-- BEGIN SOURCE RECORDS --

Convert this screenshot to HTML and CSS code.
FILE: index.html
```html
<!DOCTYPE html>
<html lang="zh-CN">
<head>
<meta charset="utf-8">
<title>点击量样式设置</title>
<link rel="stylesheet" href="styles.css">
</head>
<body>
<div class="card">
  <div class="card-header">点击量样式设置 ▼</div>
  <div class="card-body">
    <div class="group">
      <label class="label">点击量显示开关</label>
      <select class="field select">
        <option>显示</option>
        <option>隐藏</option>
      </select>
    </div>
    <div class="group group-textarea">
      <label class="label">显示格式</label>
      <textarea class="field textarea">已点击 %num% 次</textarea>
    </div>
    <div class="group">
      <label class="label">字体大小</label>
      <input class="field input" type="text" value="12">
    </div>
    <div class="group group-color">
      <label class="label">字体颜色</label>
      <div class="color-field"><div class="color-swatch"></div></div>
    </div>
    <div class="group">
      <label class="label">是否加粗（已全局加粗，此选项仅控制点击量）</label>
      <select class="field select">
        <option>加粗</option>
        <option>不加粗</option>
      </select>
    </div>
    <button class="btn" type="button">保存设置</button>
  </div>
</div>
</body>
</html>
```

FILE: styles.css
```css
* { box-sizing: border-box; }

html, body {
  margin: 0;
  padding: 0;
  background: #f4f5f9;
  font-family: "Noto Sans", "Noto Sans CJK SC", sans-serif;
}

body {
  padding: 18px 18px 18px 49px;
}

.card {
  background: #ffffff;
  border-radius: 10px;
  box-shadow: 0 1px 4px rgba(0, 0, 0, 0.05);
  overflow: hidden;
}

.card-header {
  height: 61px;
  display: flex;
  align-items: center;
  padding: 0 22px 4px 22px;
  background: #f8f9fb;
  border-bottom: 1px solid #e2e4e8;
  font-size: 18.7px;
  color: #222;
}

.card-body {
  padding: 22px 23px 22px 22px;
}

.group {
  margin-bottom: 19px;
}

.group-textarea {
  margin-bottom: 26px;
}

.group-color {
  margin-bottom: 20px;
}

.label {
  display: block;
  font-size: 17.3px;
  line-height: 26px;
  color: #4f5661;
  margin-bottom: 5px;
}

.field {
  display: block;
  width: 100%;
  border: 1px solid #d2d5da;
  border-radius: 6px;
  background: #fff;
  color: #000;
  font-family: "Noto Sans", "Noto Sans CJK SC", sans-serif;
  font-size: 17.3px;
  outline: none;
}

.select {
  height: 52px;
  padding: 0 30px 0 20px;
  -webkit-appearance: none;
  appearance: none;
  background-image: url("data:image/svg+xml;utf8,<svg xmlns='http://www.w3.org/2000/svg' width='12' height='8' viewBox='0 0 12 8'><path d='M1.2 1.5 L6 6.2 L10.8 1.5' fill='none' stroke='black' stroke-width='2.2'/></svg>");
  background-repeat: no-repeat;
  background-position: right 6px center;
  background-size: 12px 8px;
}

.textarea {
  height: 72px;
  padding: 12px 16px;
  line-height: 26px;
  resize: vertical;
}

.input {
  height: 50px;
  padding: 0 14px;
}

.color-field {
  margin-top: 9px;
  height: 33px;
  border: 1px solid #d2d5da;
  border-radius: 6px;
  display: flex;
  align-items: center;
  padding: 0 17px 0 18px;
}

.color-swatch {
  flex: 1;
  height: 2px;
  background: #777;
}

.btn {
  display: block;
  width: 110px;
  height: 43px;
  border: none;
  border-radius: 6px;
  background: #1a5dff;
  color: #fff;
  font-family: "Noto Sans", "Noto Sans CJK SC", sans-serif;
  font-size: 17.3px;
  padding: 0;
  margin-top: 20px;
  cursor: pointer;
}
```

-- END SOURCE RECORDS --
-- BEGIN SOURCE RECORDS --

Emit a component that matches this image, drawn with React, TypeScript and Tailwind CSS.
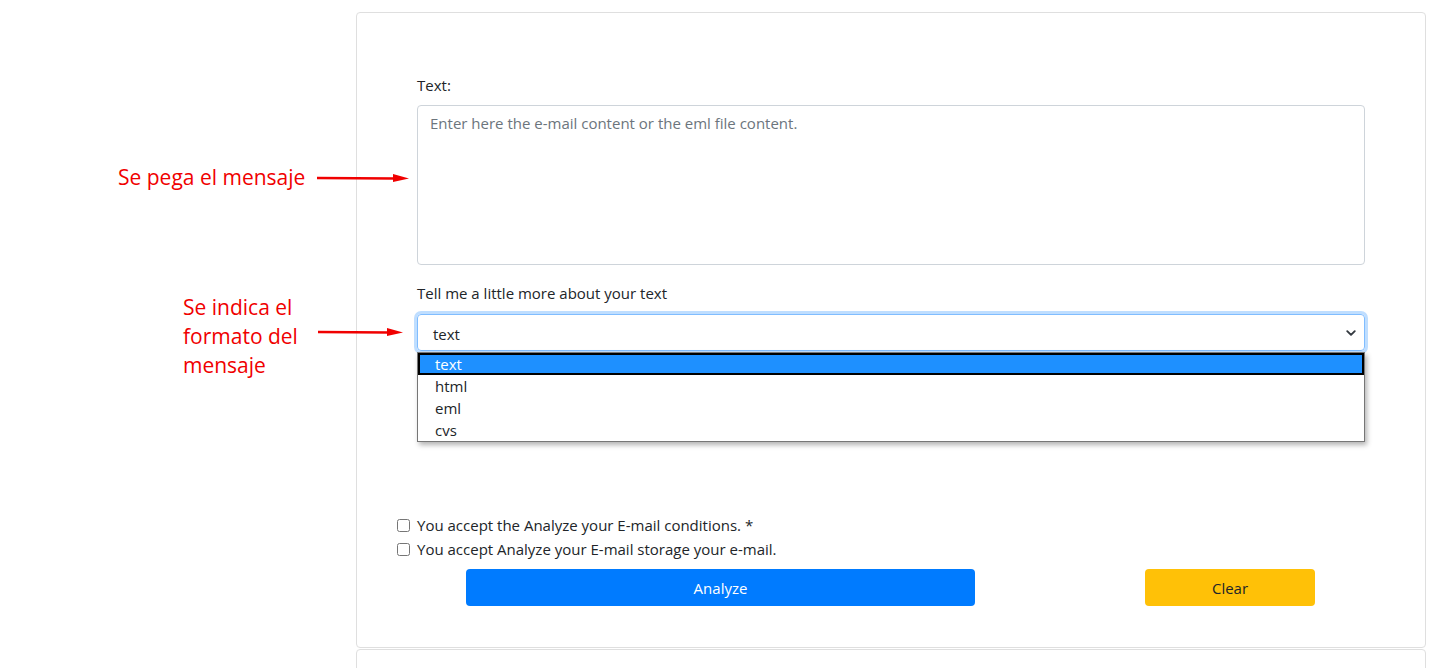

-- END SOURCE RECORDS --

PROBLEM TO WORK ON → Pull out every line of the records that includes the string "this".

CORRECT RESULT →
Convert this screenshot to HTML and CSS code.
Emit a component that matches this image, drawn with React, TypeScript and Tailwind CSS.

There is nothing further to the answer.